Artesanos del bien común

En su misa de Año Nuevo, el papa Francisco dijo que “quienes más influencia tienen en la sociedad son las personas comunes”. Explicó que el poder de las personas se debe a que sus gestos cotidianos se vuelven un ejemplo por seguir, “como cuando son amables en lugares públicos y considerados con los ancianos”. Así, dijo, las personas comunes se convierten en “los artesanos del bien común”. Como ejemplo, dijo que la prudencia de un chofer influencia a otros.

 

Son dos ideas radicales: que la gente común tiene poder para mejorar una sociedad; y que la amabilidad y la cortesía son ladrillos del edificio social. Claro, lo dijo antes de llegar al Perú. Aquí sabemos que los ciudadanos comunes estamos bloqueados ante poderosos sinvergüenzas. Un diluvio mediático nos hace recordar esa impotencia cada hora.

 

Además, la versión de un pueblo jaqueado por pillos es una historia de larga data. Unos cuantos poderosos siempre han hecho lo que querían con el país a costa de las personas comunes. ¿Acaso no lo dijo Basadre, nuestro historiador insigne?
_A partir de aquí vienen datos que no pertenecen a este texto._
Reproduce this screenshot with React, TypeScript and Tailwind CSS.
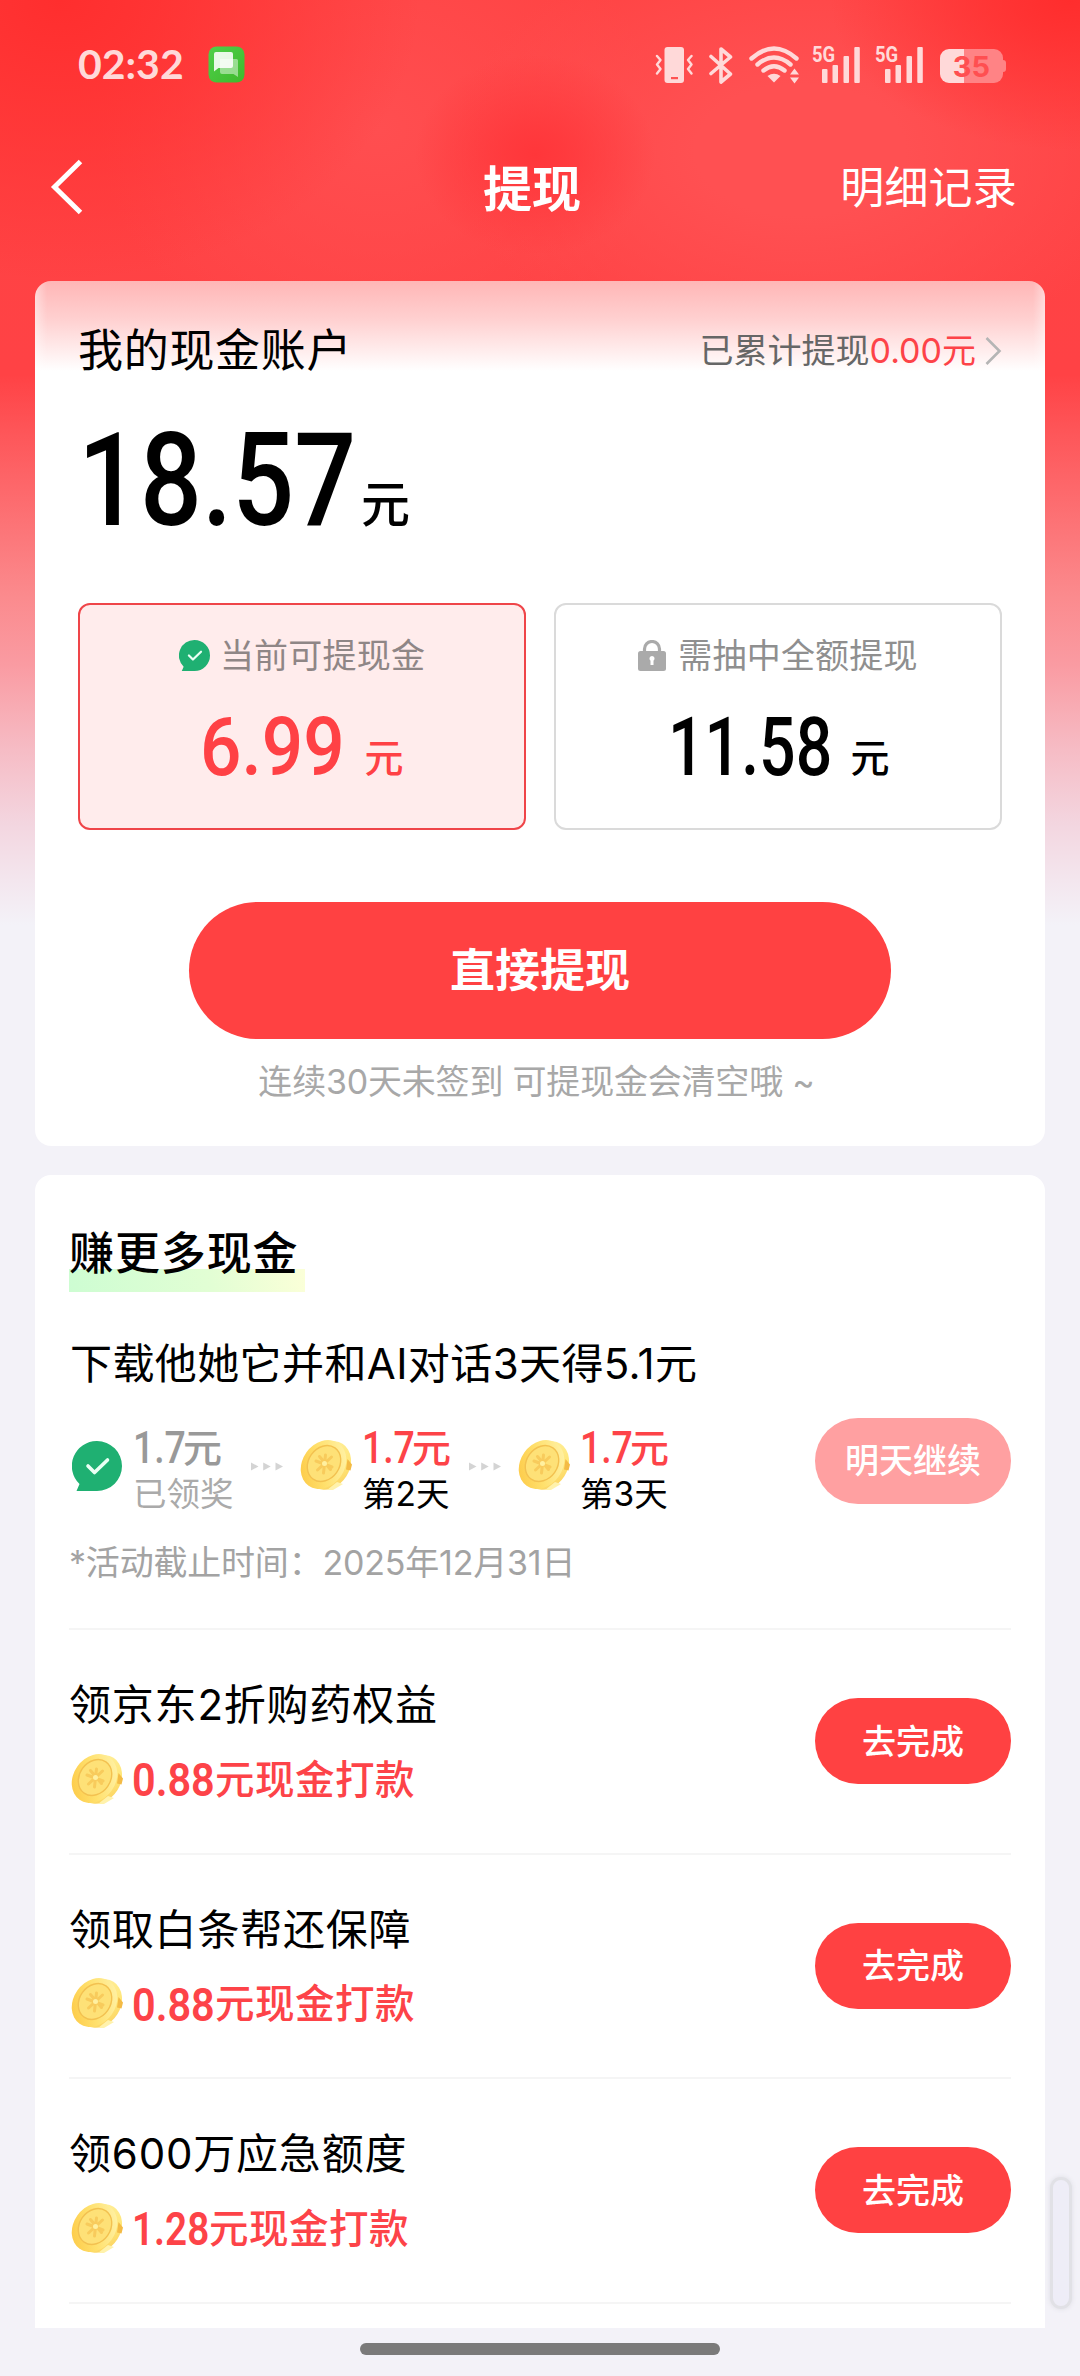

La república, escribió, nació para cumplir un sueño igualitario, humanista y demócrata, pero esa promesa nunca se cumplió “por la obra de tres grandes enemigos de ella: los Podridos, los Congelados y los Incendiados”. Hoy los sinvergüenzas tienen otros apodos, pero con el mismo resultado –jaquean el esfuerzo del ciudadano común–.

 

Lo que me hace dudar de esa explicación es un recuerdo infantil. Pasé mi infancia en otro país y, de vuelta en el Perú, con frecuencia quedaba en desventaja en alguna transacción. Repetidamente mis mayores me decían: “Tienes que ser más vivo, hijito”. Quedé admirado por la fuerza de ese refrán de transmisión cultural. Los grandes pillos, ¿son seres extraterrestres que nos han invadido y tomado el poder? ¿O son personas cortadas de la misma tela que nosotros? ¿No es que tenemos casi dos mil alcaldías distritales con una alta incidencia de corrupción? ¿No es que el colapso masivo de las cooperativas agrícolas y de crédito en décadas anteriores se debió en gran parte a la corrupción de sus autoridades? ¿No es que en ciudad, pueblo, campo y empresa particular vivimos preocupados por el robo? ¿Es pura mala suerte que cada vez que elegimos nuevas autoridades descubrimos que nuevamente escogemos algunos indeseables?

 

Nos aferramos a la explicación de que la mayoría somos inocentes pero que unos cuantos pícaros frenan al país, explicación que nos libera de responsabilidad. Podemos seguir con nuestras “pequeñas” vivezas sin sentir que estamos contribuyendo a los problemas nacionales. Los medios y los políticos nos ayudan con esa versión, llamando la atención a los grandes. Para ellos también la telenovela del gran escándalo es mucho mejor para los rátings que estar recordando a la gente que no tiren basura en la calle ni evadan sus impuestos.

 

Una segunda reflexión es que si bien el egoísmo puede ser una buena receta para la economía, como demostró Adam Smith, no lo es para la vida social. En el mercado, el egoísmo se convierte en más producción, pero en las relaciones humanas produce la anomia, borrando las reglas y las normas de conducta. Como ha escrito Gisèle Velarde La Rosa, la viveza es tanto producto de la anomia como causa de ella. El camino de regreso arranca, como dice el Papa, con pequeños actos de desprendimiento y amabilidad cuyo efecto es contagioso, volviéndonos todos artesanos del bien común.

 

Publicado en El Comercio, 21 de Enero del 2018.